EXERCISE TASK -
Locate each line with the string "components" in the listing below and copy it.

>> Begin SUPPLIED DATA

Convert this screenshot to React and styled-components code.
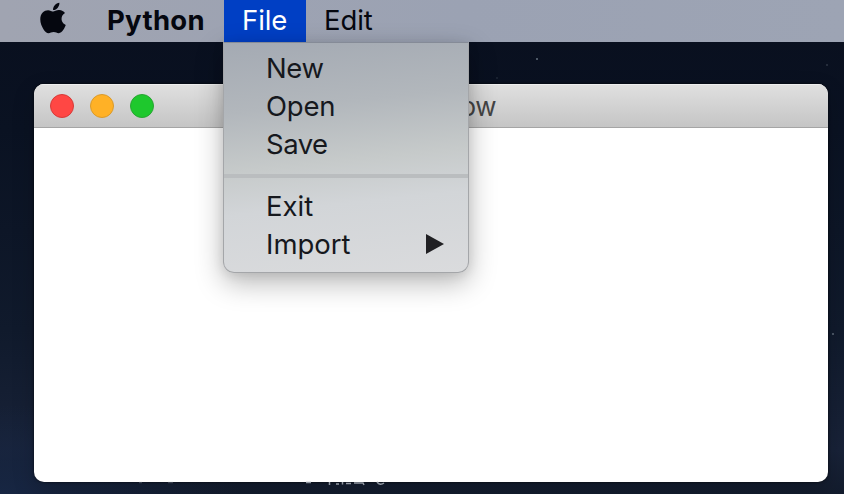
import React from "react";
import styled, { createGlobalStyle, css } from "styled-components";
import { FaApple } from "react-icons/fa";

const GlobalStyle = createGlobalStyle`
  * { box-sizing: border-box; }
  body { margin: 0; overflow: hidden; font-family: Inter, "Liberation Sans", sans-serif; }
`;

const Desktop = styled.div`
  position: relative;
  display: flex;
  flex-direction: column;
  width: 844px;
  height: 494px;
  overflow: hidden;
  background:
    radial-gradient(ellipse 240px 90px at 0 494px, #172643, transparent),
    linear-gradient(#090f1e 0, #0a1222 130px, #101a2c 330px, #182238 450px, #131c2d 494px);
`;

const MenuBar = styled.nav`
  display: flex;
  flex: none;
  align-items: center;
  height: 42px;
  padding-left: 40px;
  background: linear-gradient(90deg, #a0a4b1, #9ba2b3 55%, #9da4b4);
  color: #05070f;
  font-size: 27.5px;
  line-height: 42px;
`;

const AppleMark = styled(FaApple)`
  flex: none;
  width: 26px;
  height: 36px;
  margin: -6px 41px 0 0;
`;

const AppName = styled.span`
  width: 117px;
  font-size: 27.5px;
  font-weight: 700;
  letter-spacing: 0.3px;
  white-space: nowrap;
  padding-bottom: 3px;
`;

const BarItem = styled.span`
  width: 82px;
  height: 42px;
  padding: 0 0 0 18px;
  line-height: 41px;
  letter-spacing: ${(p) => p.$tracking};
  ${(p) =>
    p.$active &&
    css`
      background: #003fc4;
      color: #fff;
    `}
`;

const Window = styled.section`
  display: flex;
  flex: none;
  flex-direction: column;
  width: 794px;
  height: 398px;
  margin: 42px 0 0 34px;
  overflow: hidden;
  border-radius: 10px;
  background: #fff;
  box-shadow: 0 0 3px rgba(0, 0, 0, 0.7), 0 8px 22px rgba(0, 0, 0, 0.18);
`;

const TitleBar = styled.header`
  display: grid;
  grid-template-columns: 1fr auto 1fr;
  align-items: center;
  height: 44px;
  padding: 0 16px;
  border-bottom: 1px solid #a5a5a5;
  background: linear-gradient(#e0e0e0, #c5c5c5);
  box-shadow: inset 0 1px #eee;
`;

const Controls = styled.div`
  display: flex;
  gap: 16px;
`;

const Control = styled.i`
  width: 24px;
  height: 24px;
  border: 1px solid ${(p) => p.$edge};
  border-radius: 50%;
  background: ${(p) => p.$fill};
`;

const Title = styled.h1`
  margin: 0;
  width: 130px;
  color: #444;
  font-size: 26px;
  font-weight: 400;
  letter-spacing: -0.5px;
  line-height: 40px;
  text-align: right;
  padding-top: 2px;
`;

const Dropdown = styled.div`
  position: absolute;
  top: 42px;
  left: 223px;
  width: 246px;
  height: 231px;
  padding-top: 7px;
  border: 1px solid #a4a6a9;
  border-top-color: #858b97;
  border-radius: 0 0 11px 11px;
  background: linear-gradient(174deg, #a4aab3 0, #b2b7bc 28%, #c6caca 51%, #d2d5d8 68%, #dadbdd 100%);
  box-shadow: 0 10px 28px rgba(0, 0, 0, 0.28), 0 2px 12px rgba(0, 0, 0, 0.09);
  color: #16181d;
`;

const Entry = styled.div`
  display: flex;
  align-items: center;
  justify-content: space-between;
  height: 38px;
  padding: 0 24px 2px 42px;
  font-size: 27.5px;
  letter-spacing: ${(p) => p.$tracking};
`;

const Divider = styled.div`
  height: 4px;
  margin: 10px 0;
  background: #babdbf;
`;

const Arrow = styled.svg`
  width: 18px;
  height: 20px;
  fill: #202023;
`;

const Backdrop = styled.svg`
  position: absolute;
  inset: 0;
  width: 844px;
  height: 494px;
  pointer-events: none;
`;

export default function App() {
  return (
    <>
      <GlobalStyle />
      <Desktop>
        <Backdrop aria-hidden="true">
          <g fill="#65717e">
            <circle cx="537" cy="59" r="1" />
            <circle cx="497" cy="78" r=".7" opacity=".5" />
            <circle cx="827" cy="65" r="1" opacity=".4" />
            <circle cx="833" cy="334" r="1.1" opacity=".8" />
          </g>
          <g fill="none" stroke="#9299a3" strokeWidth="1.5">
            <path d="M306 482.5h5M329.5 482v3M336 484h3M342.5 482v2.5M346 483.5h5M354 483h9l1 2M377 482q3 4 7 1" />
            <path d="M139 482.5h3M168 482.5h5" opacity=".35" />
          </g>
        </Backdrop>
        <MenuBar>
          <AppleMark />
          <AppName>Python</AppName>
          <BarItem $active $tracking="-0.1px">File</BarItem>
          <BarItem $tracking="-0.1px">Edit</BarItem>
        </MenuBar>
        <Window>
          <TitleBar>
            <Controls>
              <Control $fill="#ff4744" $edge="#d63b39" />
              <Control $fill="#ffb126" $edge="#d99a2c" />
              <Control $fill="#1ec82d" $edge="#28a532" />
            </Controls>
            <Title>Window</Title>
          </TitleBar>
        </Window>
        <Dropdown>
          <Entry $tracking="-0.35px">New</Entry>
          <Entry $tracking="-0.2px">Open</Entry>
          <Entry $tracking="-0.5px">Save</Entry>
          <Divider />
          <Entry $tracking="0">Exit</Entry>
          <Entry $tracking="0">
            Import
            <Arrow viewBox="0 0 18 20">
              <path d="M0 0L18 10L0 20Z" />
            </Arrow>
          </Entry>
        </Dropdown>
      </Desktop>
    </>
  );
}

>> End SUPPLIED DATA

SOLUTION BELOW -
Convert this screenshot to React and styled-components code.
import styled, { createGlobalStyle, css } from "styled-components";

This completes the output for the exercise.